Your objective
Find the lines with "TypeScript" in them and copy them out.

Material supplied
__________

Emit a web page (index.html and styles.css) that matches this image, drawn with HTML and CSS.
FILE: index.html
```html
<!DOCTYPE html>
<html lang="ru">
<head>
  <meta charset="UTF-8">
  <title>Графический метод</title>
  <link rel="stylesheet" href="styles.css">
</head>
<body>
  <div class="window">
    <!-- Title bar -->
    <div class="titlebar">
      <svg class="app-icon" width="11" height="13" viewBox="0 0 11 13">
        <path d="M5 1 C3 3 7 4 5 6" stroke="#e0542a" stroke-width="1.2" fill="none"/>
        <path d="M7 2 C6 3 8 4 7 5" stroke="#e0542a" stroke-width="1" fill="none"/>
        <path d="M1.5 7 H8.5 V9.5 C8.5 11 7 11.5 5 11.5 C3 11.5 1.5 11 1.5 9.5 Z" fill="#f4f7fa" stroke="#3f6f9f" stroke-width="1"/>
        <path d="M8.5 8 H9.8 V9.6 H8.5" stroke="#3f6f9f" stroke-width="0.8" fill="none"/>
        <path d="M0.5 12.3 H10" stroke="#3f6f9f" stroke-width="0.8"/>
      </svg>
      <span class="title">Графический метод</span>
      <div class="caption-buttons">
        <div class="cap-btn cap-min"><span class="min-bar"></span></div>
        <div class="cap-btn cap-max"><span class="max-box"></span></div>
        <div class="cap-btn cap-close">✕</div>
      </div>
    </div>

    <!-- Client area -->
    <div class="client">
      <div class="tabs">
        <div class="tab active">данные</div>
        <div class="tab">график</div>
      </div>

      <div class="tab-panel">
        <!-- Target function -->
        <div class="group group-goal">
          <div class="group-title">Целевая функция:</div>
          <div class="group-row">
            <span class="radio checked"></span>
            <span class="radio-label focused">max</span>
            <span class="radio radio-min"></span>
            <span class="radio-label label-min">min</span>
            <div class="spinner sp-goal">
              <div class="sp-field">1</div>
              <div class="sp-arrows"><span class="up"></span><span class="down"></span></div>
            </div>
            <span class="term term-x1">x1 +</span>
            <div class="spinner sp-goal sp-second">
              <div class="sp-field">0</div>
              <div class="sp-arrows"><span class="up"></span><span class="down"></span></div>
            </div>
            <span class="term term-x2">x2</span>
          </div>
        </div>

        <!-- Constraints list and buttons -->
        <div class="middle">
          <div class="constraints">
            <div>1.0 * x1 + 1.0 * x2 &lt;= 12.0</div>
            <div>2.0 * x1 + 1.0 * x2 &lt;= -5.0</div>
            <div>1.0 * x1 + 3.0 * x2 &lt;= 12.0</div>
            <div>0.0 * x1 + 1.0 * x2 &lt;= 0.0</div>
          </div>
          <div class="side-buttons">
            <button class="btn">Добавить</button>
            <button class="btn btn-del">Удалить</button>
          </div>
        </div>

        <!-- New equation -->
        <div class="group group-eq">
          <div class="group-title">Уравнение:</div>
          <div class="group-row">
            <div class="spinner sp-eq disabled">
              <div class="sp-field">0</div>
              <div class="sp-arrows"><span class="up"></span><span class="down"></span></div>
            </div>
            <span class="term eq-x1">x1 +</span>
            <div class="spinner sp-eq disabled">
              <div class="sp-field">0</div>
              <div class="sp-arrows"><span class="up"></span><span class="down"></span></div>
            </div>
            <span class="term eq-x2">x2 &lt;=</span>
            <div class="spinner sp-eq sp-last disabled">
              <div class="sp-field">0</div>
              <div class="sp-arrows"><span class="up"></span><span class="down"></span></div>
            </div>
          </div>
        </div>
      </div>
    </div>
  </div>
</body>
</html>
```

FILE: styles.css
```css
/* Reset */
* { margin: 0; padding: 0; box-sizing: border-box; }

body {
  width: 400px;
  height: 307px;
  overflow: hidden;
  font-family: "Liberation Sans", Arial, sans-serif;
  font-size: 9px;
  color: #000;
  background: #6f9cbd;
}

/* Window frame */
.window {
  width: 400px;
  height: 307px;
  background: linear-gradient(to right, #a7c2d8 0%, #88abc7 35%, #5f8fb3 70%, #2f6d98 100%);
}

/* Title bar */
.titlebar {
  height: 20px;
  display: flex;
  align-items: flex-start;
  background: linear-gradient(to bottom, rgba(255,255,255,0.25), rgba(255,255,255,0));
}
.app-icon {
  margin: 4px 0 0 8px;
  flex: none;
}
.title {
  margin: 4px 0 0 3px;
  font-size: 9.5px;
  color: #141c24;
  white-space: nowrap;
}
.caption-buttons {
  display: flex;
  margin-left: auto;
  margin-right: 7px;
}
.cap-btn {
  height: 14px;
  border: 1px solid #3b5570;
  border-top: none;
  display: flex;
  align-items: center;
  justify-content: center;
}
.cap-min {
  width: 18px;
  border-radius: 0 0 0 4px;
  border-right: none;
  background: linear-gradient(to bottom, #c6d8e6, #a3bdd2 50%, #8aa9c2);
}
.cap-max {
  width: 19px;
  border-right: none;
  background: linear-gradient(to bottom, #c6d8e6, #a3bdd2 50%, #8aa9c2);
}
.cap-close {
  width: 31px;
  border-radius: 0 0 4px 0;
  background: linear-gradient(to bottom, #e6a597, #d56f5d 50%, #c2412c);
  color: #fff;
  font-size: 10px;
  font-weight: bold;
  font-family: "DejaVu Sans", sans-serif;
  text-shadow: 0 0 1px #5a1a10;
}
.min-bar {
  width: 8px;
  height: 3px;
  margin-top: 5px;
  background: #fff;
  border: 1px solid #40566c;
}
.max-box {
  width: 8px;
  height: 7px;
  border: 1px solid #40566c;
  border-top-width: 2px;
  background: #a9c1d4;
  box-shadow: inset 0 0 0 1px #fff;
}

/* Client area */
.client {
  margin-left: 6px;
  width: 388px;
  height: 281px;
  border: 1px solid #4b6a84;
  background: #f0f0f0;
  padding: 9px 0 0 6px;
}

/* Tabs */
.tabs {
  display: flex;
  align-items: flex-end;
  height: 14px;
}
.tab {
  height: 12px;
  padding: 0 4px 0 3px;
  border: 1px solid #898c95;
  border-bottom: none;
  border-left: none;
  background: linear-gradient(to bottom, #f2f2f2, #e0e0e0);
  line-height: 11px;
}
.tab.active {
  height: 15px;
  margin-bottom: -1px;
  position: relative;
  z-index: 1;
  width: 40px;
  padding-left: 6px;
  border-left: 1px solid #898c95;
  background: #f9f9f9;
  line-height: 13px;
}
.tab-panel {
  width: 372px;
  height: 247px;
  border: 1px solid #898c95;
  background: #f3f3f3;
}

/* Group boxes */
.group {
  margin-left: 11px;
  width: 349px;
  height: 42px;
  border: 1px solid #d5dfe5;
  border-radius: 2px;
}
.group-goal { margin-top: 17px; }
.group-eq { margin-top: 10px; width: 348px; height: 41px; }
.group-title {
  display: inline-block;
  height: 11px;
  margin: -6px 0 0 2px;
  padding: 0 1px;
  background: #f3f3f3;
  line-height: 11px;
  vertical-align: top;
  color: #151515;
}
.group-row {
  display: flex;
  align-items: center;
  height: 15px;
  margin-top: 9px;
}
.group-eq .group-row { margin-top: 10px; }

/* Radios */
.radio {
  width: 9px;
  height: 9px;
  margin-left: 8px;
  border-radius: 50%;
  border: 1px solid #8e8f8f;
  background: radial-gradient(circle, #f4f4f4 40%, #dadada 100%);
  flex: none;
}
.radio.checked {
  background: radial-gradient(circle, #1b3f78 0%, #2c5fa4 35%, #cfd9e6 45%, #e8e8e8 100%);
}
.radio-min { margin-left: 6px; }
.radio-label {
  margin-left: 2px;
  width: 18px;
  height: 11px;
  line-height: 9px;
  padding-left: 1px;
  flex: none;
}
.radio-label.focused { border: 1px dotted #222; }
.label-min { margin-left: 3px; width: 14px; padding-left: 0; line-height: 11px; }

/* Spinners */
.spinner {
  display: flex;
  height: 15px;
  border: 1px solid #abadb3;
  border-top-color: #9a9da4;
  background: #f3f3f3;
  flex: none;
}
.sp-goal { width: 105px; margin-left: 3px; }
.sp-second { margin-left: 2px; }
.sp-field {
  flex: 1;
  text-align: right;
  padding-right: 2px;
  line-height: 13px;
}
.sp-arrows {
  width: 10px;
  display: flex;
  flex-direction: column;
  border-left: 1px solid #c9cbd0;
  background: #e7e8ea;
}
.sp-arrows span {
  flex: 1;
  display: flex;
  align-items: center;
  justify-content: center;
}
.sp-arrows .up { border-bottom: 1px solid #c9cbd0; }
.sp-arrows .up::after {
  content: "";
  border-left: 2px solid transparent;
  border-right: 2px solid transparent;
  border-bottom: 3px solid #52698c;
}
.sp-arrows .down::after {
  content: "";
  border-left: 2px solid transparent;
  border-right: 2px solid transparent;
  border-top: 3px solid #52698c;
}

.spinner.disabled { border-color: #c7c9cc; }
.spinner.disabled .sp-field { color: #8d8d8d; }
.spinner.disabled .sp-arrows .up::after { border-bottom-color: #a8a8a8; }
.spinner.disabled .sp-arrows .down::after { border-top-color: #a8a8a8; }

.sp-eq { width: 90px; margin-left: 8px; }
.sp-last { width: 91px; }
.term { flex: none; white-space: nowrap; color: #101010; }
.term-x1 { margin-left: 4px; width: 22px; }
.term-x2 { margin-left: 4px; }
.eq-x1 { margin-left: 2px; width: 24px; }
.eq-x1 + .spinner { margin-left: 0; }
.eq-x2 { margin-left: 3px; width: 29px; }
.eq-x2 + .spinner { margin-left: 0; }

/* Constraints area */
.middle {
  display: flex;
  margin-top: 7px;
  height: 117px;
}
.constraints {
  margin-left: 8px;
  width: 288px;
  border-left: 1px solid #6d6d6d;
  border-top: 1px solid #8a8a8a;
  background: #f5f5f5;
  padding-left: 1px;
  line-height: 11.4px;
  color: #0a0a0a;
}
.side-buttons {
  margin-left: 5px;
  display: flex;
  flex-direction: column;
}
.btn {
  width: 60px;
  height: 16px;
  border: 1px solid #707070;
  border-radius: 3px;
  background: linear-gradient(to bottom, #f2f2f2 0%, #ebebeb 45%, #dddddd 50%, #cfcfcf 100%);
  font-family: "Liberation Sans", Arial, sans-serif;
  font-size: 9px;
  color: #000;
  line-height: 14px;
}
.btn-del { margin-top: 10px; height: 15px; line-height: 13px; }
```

__________

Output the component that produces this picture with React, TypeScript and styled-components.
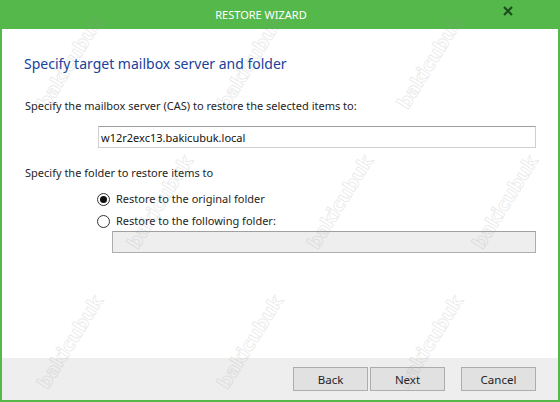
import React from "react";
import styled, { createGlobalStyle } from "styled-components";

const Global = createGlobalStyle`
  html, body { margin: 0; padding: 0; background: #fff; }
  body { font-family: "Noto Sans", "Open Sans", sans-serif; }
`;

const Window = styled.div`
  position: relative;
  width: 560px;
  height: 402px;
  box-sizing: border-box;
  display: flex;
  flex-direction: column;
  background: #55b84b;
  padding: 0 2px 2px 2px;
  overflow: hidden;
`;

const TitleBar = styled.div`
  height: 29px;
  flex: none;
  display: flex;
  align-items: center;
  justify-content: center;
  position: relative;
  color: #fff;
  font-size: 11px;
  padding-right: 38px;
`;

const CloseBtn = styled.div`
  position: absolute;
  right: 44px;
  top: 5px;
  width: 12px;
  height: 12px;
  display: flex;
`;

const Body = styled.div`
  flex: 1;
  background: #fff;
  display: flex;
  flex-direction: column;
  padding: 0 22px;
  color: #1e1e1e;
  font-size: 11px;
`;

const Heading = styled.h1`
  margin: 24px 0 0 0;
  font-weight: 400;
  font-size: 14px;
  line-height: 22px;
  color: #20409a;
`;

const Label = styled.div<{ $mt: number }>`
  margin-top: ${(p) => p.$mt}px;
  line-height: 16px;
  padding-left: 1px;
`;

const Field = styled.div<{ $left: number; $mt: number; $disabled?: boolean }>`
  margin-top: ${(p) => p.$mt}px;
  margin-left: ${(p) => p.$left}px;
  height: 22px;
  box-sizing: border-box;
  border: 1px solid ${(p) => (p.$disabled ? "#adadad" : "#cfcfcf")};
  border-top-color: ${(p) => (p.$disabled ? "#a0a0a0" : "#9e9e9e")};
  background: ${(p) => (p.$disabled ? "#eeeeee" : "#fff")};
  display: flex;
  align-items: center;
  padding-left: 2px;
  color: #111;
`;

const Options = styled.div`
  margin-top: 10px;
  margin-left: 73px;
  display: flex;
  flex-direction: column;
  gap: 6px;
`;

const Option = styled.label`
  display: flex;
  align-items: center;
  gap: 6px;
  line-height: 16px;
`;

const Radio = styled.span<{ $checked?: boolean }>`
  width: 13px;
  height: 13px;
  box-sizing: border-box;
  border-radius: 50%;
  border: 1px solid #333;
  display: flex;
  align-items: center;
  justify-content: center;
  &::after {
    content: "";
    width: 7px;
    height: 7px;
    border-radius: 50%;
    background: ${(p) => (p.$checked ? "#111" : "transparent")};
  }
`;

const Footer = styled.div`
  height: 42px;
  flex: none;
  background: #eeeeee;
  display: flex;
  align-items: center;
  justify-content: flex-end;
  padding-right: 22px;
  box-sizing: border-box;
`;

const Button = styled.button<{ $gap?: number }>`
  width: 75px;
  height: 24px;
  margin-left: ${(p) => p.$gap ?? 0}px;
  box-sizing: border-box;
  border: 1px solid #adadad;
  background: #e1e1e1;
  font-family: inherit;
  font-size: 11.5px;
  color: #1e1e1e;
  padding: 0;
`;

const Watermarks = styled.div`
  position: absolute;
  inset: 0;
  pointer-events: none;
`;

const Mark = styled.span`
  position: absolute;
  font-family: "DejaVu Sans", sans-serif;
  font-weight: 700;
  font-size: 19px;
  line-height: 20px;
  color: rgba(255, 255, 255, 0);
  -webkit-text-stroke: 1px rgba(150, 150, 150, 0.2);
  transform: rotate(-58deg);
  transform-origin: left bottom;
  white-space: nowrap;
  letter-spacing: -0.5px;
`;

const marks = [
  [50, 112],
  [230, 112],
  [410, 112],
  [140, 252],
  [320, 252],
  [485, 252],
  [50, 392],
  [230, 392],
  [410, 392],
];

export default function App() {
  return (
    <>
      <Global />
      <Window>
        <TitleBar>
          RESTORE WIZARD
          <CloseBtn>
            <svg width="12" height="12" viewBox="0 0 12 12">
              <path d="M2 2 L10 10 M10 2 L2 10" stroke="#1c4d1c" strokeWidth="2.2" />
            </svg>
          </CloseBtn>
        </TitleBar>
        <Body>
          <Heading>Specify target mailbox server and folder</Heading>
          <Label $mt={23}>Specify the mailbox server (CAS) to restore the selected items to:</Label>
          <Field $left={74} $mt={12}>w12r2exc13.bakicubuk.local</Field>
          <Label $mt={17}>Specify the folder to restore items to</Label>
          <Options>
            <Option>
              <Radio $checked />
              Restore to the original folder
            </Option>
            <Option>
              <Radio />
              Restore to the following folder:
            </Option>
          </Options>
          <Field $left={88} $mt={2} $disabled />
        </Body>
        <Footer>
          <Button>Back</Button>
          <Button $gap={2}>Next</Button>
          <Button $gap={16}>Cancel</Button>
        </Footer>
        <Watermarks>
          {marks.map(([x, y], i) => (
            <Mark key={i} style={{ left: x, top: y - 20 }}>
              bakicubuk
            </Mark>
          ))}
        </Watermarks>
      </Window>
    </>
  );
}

__________

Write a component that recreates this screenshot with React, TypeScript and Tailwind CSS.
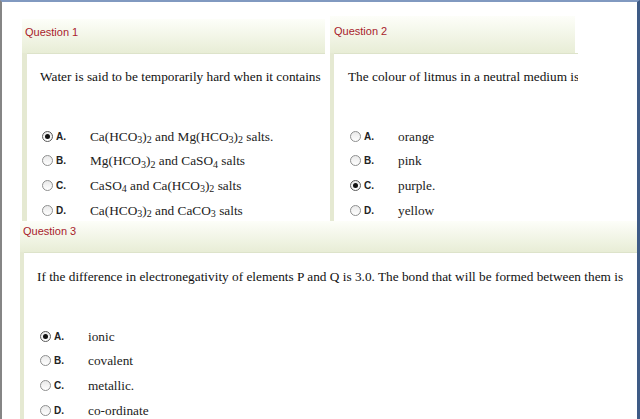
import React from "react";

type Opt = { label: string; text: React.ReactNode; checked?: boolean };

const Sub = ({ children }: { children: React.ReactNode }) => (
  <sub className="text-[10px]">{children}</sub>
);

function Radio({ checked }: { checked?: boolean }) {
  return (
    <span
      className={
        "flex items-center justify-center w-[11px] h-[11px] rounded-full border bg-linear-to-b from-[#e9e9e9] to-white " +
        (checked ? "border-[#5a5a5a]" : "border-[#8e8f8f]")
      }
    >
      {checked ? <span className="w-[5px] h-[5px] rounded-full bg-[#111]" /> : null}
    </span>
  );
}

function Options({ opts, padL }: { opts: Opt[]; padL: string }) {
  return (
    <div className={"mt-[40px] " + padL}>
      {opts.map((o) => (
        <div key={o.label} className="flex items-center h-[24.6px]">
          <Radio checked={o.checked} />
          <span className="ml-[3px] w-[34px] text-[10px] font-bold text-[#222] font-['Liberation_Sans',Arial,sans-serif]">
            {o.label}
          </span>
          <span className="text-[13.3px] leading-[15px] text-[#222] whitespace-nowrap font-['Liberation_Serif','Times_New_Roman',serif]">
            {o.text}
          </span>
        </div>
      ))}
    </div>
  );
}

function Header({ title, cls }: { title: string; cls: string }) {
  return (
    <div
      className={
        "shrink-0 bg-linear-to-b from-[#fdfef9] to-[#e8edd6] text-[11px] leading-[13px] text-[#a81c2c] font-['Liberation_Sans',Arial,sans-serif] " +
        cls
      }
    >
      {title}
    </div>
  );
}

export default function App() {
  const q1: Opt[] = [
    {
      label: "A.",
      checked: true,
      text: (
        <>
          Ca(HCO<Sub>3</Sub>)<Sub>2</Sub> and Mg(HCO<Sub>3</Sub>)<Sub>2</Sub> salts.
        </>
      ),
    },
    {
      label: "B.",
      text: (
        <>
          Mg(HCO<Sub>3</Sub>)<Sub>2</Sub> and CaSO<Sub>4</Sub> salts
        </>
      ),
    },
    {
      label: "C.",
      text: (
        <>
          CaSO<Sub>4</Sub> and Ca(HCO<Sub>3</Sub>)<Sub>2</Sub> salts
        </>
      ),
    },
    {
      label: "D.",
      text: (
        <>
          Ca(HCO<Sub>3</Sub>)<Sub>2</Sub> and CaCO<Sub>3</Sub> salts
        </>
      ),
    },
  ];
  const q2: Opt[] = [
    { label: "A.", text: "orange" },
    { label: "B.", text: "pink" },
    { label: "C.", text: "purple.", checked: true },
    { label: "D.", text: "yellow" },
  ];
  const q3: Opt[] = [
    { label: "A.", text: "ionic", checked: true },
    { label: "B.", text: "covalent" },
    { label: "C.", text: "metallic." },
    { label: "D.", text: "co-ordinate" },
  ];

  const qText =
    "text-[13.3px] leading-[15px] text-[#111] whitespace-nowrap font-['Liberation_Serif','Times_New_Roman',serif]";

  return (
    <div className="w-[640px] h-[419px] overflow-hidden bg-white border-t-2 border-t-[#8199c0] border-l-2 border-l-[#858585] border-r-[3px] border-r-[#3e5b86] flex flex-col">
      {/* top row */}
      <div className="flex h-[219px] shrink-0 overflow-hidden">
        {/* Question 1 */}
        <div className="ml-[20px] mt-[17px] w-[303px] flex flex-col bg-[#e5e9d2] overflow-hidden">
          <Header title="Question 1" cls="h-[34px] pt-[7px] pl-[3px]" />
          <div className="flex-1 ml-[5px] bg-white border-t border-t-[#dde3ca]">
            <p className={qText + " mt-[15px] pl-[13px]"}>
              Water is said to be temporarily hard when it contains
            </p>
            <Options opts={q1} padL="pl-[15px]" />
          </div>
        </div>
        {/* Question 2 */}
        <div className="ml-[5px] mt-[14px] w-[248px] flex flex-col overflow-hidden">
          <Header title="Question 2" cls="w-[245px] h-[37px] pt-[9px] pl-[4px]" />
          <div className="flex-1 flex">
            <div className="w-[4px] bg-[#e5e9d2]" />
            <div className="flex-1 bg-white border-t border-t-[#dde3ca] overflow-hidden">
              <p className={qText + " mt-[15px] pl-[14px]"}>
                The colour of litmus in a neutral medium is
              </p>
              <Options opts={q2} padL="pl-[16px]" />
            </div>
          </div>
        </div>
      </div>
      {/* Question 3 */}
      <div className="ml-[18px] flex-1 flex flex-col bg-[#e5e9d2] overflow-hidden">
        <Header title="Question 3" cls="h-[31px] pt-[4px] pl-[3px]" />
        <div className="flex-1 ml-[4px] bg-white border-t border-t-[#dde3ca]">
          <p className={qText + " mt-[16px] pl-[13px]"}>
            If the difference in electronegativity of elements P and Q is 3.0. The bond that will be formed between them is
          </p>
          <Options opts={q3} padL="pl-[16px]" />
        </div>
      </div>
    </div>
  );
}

__________

Output
Output the component that produces this picture with React, TypeScript and styled-components.
Write a component that recreates this screenshot with React, TypeScript and Tailwind CSS.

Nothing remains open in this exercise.